The exercise - Can you set down, exactly as they appear below, the lines from the opening of the material through the one bearing "</style></head><body>", minus the pictures?

─── Supplied material

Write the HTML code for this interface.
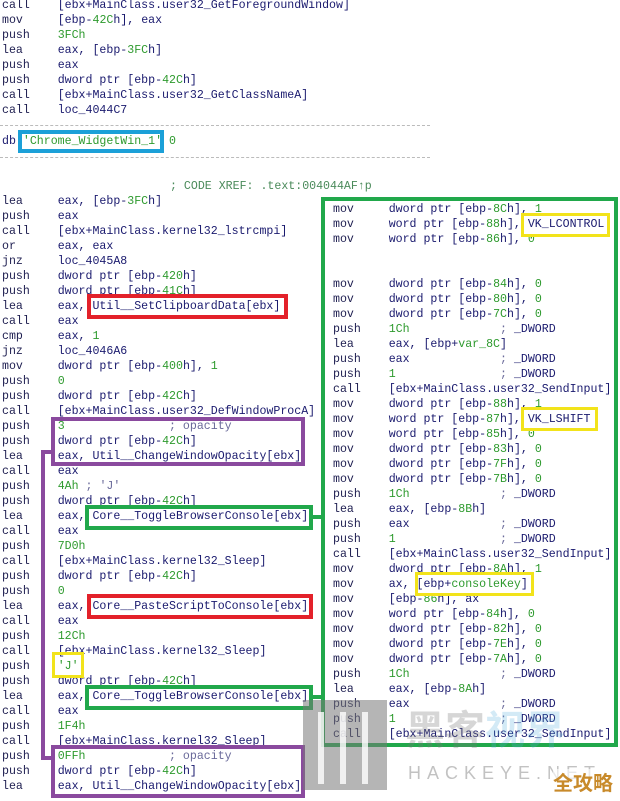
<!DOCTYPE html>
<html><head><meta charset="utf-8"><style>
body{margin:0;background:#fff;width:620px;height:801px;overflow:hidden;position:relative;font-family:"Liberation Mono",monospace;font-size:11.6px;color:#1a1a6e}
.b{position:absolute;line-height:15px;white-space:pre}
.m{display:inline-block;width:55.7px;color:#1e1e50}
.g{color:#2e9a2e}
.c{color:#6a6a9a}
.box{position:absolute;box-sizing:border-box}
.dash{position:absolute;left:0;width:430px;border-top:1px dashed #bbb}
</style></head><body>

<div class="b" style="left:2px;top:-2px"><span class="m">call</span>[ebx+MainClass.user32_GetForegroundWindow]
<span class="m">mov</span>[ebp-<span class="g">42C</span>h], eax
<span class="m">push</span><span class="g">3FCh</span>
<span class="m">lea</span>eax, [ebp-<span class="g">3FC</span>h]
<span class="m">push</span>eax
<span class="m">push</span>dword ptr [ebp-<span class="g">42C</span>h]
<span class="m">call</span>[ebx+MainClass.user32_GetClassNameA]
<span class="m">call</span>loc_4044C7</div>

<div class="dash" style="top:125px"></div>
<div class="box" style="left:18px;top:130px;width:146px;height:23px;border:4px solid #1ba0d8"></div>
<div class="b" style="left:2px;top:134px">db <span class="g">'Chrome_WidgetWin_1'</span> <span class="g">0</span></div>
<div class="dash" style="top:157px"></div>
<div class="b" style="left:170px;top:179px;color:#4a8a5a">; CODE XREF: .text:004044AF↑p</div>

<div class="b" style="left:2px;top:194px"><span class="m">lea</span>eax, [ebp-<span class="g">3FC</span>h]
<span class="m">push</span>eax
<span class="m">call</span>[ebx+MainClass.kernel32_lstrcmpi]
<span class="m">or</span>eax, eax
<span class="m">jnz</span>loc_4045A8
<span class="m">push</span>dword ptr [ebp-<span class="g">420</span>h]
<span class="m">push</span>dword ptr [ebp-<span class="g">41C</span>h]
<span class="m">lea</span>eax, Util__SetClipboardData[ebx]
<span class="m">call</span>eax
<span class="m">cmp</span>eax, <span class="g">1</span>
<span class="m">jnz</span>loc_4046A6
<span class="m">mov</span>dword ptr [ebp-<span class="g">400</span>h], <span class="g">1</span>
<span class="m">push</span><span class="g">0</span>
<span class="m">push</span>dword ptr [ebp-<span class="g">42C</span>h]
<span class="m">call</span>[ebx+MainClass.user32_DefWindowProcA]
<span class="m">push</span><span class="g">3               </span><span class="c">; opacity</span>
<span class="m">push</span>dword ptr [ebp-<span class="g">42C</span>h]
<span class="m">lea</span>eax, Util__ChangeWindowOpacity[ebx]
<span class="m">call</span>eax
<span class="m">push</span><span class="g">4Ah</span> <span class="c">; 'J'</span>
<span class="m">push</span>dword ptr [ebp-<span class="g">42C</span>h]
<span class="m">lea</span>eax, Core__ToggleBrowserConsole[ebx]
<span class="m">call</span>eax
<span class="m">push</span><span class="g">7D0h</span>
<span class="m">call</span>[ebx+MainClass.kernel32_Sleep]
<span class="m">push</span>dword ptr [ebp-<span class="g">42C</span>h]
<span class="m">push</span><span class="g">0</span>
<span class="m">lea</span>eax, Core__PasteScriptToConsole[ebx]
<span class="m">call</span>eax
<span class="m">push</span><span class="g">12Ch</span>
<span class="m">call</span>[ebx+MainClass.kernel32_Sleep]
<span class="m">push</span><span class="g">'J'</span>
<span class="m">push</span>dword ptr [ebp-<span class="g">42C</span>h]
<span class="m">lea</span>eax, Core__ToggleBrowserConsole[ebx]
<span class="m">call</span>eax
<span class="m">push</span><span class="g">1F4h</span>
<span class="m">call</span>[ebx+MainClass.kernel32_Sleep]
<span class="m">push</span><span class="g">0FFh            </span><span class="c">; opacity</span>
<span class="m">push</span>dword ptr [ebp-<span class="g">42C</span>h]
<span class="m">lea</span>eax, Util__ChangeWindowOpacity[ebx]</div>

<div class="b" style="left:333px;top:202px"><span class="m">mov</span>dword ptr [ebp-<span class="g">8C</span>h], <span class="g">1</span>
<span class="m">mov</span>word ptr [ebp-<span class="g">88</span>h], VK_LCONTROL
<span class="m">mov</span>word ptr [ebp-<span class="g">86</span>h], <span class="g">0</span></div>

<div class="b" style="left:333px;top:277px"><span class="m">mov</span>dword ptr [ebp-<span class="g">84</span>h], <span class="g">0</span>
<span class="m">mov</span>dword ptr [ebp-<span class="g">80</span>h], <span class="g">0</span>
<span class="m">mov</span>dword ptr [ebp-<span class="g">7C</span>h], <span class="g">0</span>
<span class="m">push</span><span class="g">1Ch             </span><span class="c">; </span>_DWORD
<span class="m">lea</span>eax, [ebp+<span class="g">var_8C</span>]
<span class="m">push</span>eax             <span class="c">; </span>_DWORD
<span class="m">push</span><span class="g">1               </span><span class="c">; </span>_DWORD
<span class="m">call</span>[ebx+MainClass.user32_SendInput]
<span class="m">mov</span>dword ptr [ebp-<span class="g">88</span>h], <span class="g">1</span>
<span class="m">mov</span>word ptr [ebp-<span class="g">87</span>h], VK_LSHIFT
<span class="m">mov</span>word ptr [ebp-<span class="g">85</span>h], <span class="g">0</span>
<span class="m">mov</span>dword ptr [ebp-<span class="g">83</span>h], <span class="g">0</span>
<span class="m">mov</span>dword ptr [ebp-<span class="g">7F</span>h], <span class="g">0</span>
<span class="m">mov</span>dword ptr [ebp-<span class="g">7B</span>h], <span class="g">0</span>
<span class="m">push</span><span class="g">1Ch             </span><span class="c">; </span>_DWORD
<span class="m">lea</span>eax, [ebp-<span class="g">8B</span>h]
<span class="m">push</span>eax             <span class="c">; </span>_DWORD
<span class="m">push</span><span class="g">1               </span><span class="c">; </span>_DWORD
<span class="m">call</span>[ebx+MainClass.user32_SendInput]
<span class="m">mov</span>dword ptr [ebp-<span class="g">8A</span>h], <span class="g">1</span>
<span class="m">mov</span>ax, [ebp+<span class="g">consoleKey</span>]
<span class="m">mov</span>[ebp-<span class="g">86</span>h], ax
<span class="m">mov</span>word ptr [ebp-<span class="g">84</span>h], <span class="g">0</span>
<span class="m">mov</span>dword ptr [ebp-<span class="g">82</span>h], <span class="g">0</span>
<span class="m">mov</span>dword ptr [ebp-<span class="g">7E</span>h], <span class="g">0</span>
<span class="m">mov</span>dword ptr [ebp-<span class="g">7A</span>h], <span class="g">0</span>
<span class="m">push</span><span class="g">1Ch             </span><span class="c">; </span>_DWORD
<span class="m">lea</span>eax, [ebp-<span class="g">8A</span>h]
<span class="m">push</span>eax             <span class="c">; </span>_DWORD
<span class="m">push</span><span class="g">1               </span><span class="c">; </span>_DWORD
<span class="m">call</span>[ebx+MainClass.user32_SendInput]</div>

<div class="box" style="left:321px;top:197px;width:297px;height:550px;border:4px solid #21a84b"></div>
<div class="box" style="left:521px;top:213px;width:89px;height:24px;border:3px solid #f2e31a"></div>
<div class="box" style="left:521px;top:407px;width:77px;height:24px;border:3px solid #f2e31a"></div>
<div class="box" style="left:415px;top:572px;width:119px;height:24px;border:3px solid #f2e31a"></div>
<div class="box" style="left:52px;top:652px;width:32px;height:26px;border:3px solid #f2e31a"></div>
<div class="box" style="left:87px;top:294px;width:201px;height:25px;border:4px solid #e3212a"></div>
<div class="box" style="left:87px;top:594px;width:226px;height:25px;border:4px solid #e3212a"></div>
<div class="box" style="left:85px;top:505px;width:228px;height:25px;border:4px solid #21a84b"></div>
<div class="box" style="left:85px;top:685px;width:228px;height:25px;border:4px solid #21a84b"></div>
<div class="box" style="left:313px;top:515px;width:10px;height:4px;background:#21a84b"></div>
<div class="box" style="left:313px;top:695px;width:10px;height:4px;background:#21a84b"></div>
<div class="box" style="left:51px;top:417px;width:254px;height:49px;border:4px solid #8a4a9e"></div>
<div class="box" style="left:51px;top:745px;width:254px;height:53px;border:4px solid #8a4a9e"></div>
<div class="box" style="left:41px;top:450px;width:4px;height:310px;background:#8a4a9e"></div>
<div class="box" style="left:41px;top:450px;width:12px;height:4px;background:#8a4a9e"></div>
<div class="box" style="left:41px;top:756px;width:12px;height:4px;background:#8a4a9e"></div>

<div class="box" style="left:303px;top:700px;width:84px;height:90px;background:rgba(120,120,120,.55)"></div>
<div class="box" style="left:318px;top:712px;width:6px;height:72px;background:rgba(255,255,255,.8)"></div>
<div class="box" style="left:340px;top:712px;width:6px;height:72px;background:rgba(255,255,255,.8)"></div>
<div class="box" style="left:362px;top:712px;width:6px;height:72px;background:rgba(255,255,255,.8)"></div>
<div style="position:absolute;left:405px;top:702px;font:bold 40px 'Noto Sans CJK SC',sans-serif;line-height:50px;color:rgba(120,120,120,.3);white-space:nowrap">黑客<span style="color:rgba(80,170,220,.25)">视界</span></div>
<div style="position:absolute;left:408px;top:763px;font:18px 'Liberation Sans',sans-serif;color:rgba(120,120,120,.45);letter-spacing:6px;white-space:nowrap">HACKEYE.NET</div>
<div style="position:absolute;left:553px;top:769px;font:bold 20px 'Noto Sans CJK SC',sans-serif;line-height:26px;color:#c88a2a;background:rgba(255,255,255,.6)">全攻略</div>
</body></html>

──────

Answer to the problem -
Write the HTML code for this interface.
<!DOCTYPE html>
<html><head><meta charset="utf-8"><style>
body{margin:0;background:#fff;width:620px;height:801px;overflow:hidden;position:relative;font-family:"Liberation Mono",monospace;font-size:11.6px;color:#1a1a6e}
.b{position:absolute;line-height:15px;white-space:pre}
.m{display:inline-block;width:55.7px;color:#1e1e50}
.g{color:#2e9a2e}
.c{color:#6a6a9a}
.box{position:absolute;box-sizing:border-box}
.dash{position:absolute;left:0;width:430px;border-top:1px dashed #bbb}
</style></head><body>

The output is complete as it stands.